Svalbard has gotten a lot of attention over the past few months for being the ground zero of global warming. Maybe, even, a bit above zero, sometimes. Degrees on Svalbard have shot up quicker than degrees anywhere else on earth, which got me to wondering about those polar bears. Polar bears have been floating around in the Arctic for something like 200,000 years. Even if Svalbard is warming up today, what were they floating on 5,000 years ago? The sign didn’t say, so I had to look it up on my own. And discovered that there are two schools of thought on the bear situation.

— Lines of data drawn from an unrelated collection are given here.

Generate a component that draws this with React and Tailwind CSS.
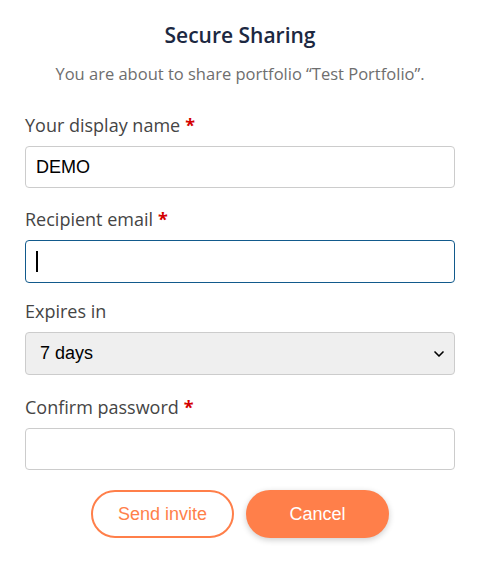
import { ChevronDown } from 'lucide-react';

const UI_FONT = "font-['Open_Sans',sans-serif]";

function Label({ children, required }) {
  return (
    <label className={`block ${UI_FONT} text-[18px] leading-[24px] text-[#454545] mb-[9px]`}>
      {children}
      {required && <span className="text-[#d40000] font-bold ml-[5px]">*</span>}
    </label>
  );
}

export default function App() {
  return (
    <div className="w-[477px] h-[562px] bg-white pl-[25px] pr-[22px] pt-[20px]">
      <h1 className={`${UI_FONT} text-center text-[21px] leading-[30px] font-semibold text-[#1c2841]`}>
        Secure Sharing
      </h1>
      <p className={`${UI_FONT} text-center text-[16.5px] leading-[22px] text-[#6e6e6e] mt-[13px]`}>
        You are about to share portfolio “Test Portfolio”.
      </p>

      <div className="mt-[28px]">
        <Label required>Your display name</Label>
        <input
          type="text"
          defaultValue="DEMO"
          className="w-full h-[42px] rounded-[4px] border border-[#cccccc] px-[10px] font-['Liberation_Sans',sans-serif] text-[18px] text-black outline-none"
        />
      </div>

      <div className="mt-[19px]">
        <Label required>Recipient email</Label>
        <div className="w-full h-[43px] rounded-[4px] border border-[#125a8c] px-[10px] flex items-center">
          <span className="block w-[2px] h-[21px] bg-black" />
        </div>
      </div>

      <div className="mt-[16px]">
        <Label>Expires in</Label>
        <div className="w-full h-[43px] rounded-[4px] border border-[#cccccc] bg-[#efefef] pl-[14px] pr-[7px] flex items-center justify-between">
          <span className="font-['Liberation_Sans',sans-serif] text-[18px] text-black">7 days</span>
          <ChevronDown className="w-[16px] h-[16px] text-black" strokeWidth={2.5} />
        </div>
      </div>

      <div className="mt-[20px]">
        <Label required>Confirm password</Label>
        <input
          type="password"
          className="w-full h-[42px] rounded-[4px] border border-[#cccccc] px-[10px] outline-none"
        />
      </div>

      <div className="mt-[20px] flex justify-center gap-[12px]">
        <button className="w-[143px] h-[48px] rounded-full border-2 border-[#ff7f4a] bg-white text-[#ff7f4a] font-['Liberation_Sans',sans-serif] text-[18px]">
          Send invite
        </button>
        <button className="w-[143px] h-[48px] rounded-full bg-[#ff7f4a] text-white font-['Liberation_Sans',sans-serif] text-[18px] shadow-[0_2px_6px_rgba(0,0,0,0.2)]">
          Cancel
        </button>
      </div>
    </div>
  );
}
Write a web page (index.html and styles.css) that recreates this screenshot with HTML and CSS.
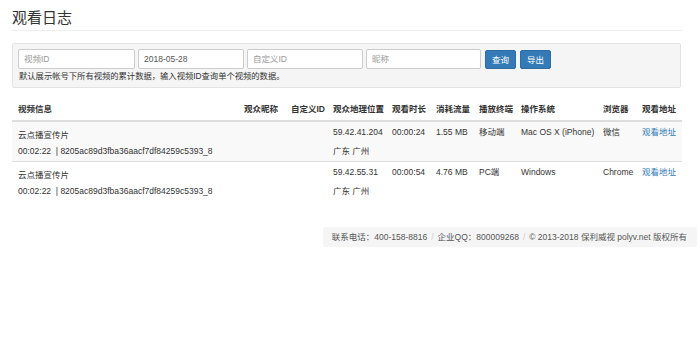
FILE: index.html
```html
<!DOCTYPE html>
<html lang="zh">
<head>
<meta charset="utf-8">
<link rel="stylesheet" href="styles.css">
</head>
<body>
<div class="page">
  <h1 class="title">观看日志</h1>
  <div class="well">
    <div class="filters">
      <input class="field w1" type="text" placeholder="视频ID">
      <input class="field w2" type="text" value="2018-05-28">
      <input class="field w3" type="text" placeholder="自定义ID">
      <input class="field w4" type="text" placeholder="昵称">
      <button class="btn">查询</button>
      <button class="btn">导出</button>
    </div>
    <p class="help">默认展示帐号下所有视频的累计数据，输入视频ID查询单个视频的数据。</p>
  </div>
  <table class="log">
    <colgroup>
      <col class="c1"><col class="c2"><col class="c3"><col class="c4"><col class="c5">
      <col class="c6"><col class="c7"><col class="c8"><col class="c9"><col class="c10">
    </colgroup>
    <thead>
      <tr>
        <th>视频信息</th><th>观众昵称</th><th>自定义ID</th><th>观众地理位置</th><th>观看时长</th>
        <th>消耗流量</th><th>播放终端</th><th>操作系统</th><th>浏览器</th><th>观看地址</th>
      </tr>
    </thead>
    <tbody>
      <tr class="odd">
        <td><div class="vname">云点播宣传片</div><div class="vid">00:02:22 &nbsp;|&nbsp;8205ac89d3fba36aacf7df84259c5393_8</div></td>
        <td></td><td></td>
        <td><div>59.42.41.204</div><div>广东 广州</div></td>
        <td>00:00:24</td><td>1.55 MB</td><td>移动端</td><td>Mac OS X (iPhone)</td><td>微信</td>
        <td><a href="#">观看地址</a></td>
      </tr>
      <tr>
        <td><div class="vname">云点播宣传片</div><div class="vid">00:02:22 &nbsp;|&nbsp;8205ac89d3fba36aacf7df84259c5393_8</div></td>
        <td></td><td></td>
        <td><div>59.42.55.31</div><div>广东 广州</div></td>
        <td>00:00:54</td><td>4.76 MB</td><td>PC端</td><td>Windows</td><td>Chrome</td>
        <td><a href="#">观看地址</a></td>
      </tr>
    </tbody>
  </table>
  <div class="footer-row">
    <div class="footer">
      <span>联系电话：400-158-8816</span><span class="sep">/</span><span>企业QQ：800009268</span><span class="sep">/</span><span>© 2013-2018 保利威视 polyv.net 版权所有</span>
    </div>
  </div>
</div>
</body>
</html>
```
FILE: styles.css
```css
* { box-sizing: border-box; }
body {
  margin: 0;
  font-family: "Liberation Sans", "Noto Sans CJK SC", sans-serif;
  font-size: 8.5px;
  color: #333;
  background: #fff;
}
.page { padding: 0 0 0 12px; width: 700px; }
.title {
  margin: 0;
  width: 670px;
  padding: 9px 0 3px;
  font-size: 15px;
  line-height: 18px;
  font-weight: normal;
  color: #333;
  border-bottom: 1px solid #eee;
}
.well {
  margin-top: 12px;
  width: 669px;
  height: 45px;
  background: #f5f5f5;
  border: 1px solid #e3e3e3;
  border-radius: 2px;
  padding: 5px 5px 0;
}
.filters { display: flex; gap: 3px; align-items: center; }
.field {
  height: 20px;
  border: 1px solid #ccc;
  border-radius: 2px;
  background: #fff;
  padding: 0 5px;
  font-family: inherit;
  font-size: 8.5px;
  color: #555;
  outline: none;
}
.field::placeholder { color: #999; }
.w1 { width: 117px; }
.w2 { width: 106px; }
.w3 { width: 116px; }
.w4 { width: 115px; }
.btn {
  height: 19px;
  padding: 0 6px;
  margin-left: 1px;
  background: #337ab7;
  border: 1px solid #2e6da4;
  border-radius: 2px;
  color: #fff;
  font-family: inherit;
  font-size: 8.5px;
  cursor: pointer;
}
.help { margin: 1px 0 0 1px; line-height: 12px; color: #333; font-size: 8.3px; }
.log {
  margin-top: 12px;
  width: 670px;
  border-collapse: collapse;
  table-layout: fixed;
}
.c1 { width: 226px; }
.c2 { width: 47px; }
.c3 { width: 42px; }
.c4 { width: 59px; }
.c5 { width: 44px; }
.c6 { width: 43px; }
.c7 { width: 42px; }
.c8 { width: 82px; }
.c9 { width: 39px; }
.c10 { width: 46px; }
.log th {
  text-align: left;
  font-weight: bold;
  padding: 0 6px 1px;
  line-height: 19px;
  border-bottom: 2px solid #ddd;
  white-space: nowrap;
}
.log td {
  padding: 1px 6px 0;
  line-height: 19px;
  vertical-align: top;
  white-space: nowrap;
  border-top: 1px solid #ddd;
  color: #333;
}
.log td .vname { margin-top: 4px; line-height: 16px; }
.log td .vid { line-height: 16px; }
.log thead + tbody tr:first-child td { border-top: 0; }
.log tr.odd td { background: #f9f9f9; }
.log td a { color: #337ab7; text-decoration: none; }
.footer-row {
  display: flex;
  justify-content: flex-end;
  margin-top: 26px;
  padding-right: 3px;
}
.footer {
  background: #f5f5f5;
  border-radius: 2px;
  padding: 0 10px 0 9px;
  height: 20px;
  line-height: 20px;
  color: #555;
  white-space: nowrap;
}
.sep { color: #ccc; padding: 0 4px; }
```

The first is the one you’ve already heard. The other is that the bear population has exploded in recent years, mainly because of an international ban on polar bear hunting. When I tried to look up the exact numbers, I found some in the articles that thought there were more bears than ever. Twenty-five thousand, and climbing. Thirty-thousand, with populations of bears well established in dozens of locations throughout the polar region. The articles that thought the bears were dying out talked about pack ice. Less pack ice than ever. You can drive to the North Pole in your bass boat, if you want to.
Now I’m not a polar bear scientist and I’m not qualified to judge the quality of those articles, but it did seem to me that one side was willing to commit to real numbers and the other, well, the other weaseled out of addressing the question.